# [Set task]
Find the lines with the string "index" and return them.

[START Exercise input]

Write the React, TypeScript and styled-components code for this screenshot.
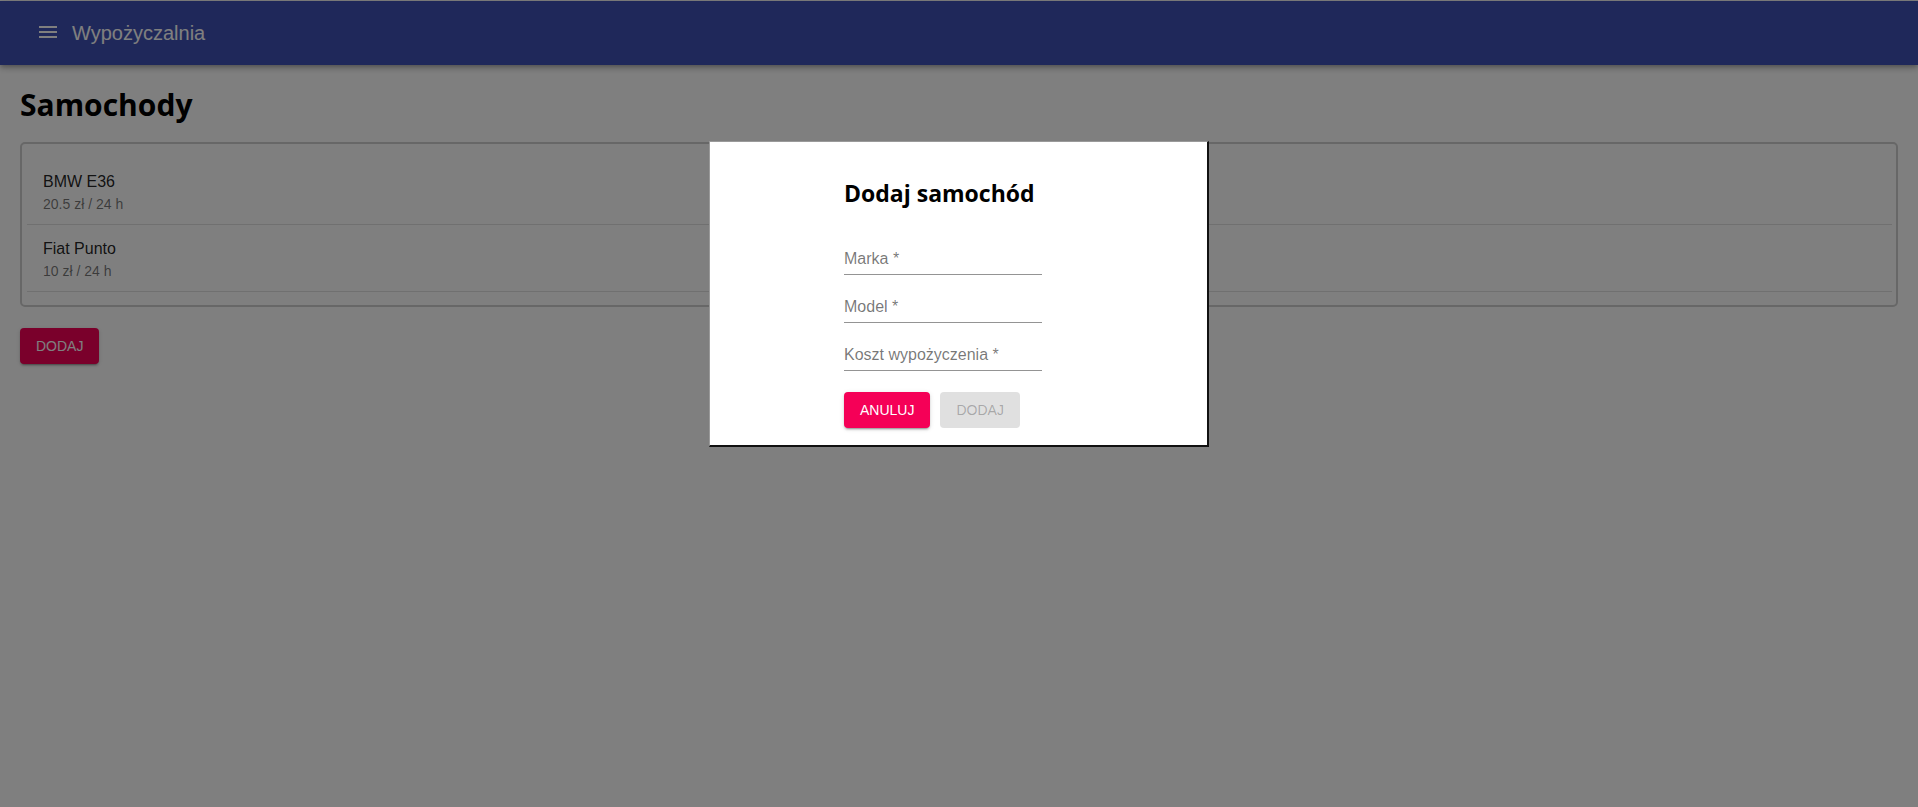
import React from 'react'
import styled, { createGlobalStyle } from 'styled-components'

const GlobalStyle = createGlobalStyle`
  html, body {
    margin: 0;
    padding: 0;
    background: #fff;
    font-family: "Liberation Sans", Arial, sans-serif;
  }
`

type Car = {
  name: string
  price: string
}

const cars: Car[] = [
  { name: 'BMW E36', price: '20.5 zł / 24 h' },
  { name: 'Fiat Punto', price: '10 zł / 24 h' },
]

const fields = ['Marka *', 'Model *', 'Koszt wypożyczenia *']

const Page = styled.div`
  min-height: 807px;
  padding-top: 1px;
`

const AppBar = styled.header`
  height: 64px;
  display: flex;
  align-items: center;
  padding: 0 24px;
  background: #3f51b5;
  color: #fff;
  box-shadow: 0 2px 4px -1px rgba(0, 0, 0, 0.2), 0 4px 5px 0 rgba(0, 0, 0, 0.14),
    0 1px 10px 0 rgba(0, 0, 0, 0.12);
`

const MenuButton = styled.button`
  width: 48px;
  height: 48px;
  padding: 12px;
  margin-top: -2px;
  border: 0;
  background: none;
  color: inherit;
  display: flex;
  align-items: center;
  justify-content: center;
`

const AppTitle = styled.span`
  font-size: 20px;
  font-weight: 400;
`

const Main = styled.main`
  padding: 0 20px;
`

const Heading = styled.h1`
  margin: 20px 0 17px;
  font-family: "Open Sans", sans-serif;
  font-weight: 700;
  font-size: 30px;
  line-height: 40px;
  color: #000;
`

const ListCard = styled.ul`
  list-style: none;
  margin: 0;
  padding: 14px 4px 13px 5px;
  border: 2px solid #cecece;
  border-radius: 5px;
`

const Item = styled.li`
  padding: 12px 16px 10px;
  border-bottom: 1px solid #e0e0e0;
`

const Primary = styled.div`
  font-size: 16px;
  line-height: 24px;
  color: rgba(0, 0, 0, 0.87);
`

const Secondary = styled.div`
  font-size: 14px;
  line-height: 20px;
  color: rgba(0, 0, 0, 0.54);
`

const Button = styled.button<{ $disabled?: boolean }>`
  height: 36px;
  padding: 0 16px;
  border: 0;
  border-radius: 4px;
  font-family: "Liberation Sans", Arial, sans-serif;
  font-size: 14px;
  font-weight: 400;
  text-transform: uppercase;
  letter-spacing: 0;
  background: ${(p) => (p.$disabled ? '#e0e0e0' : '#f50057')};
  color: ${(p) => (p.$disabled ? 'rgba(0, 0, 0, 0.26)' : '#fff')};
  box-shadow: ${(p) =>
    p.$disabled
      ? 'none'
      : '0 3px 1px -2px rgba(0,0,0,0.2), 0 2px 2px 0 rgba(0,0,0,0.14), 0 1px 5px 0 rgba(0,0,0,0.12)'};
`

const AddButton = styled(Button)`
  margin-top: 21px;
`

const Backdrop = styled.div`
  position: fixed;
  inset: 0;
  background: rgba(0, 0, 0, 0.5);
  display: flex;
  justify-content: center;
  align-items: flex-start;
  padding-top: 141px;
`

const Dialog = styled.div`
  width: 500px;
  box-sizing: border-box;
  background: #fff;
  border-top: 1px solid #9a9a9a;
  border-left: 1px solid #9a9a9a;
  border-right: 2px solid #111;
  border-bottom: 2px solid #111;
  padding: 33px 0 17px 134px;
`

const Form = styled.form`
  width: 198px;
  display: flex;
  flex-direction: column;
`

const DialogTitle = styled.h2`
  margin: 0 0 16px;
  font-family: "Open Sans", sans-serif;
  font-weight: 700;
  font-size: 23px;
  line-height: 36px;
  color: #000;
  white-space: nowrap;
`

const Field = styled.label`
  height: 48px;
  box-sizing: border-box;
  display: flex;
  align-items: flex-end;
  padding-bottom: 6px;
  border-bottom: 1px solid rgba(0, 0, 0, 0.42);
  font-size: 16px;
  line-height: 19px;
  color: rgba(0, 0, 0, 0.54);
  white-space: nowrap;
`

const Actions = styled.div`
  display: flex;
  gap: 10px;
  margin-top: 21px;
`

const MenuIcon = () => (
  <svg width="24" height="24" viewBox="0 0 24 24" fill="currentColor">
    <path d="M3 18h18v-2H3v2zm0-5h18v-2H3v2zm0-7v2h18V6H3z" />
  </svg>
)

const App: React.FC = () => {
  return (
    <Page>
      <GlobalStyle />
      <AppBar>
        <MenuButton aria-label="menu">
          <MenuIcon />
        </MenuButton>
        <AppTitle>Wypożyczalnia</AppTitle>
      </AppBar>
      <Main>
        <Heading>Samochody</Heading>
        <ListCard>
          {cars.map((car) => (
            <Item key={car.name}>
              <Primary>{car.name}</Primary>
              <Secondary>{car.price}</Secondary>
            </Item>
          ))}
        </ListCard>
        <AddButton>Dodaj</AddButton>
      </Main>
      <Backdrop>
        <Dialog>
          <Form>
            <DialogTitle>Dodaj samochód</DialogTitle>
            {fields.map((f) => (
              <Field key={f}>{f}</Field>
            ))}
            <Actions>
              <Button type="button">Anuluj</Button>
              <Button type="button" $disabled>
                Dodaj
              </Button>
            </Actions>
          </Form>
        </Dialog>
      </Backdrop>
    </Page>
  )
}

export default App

[END Exercise input]
[START Exercise input]

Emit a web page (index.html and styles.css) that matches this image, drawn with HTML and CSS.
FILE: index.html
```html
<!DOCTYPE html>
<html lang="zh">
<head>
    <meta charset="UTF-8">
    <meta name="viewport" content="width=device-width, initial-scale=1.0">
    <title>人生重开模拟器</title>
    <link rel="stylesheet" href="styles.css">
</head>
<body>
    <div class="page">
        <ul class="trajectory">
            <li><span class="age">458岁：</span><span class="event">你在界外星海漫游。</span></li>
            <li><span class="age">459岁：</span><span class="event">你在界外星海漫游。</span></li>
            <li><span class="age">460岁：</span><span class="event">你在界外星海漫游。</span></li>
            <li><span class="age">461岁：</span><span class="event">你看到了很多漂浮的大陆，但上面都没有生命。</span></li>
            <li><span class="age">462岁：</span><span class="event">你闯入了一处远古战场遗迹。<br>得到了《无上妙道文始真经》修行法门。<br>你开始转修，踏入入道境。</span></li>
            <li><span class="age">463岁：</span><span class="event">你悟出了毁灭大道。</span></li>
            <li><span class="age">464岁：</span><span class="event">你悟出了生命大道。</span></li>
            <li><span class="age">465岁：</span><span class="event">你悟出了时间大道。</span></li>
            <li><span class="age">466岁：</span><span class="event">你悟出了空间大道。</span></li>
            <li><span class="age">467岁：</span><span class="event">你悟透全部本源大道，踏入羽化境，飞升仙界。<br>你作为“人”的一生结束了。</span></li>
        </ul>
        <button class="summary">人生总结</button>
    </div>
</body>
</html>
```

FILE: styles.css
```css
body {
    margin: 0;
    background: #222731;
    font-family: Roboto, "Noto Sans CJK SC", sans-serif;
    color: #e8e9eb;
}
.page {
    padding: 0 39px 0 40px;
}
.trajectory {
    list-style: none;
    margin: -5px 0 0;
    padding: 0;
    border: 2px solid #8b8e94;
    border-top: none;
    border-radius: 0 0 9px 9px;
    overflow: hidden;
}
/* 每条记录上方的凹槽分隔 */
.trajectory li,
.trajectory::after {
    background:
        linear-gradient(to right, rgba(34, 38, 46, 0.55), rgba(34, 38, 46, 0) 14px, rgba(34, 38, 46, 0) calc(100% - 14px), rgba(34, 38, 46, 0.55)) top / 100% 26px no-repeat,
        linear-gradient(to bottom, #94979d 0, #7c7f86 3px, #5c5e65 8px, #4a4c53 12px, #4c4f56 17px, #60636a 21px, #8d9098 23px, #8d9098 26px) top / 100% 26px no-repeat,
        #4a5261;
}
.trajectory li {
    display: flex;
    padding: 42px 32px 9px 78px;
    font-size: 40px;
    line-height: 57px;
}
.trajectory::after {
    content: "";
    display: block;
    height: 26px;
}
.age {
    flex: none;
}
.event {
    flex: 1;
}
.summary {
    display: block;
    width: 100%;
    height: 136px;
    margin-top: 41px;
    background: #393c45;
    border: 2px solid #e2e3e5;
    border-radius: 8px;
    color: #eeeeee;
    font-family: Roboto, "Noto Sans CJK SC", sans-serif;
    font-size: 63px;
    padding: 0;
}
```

[END Exercise input]

# [Complete output]
Emit a web page (index.html and styles.css) that matches this image, drawn with HTML and CSS.
FILE: index.html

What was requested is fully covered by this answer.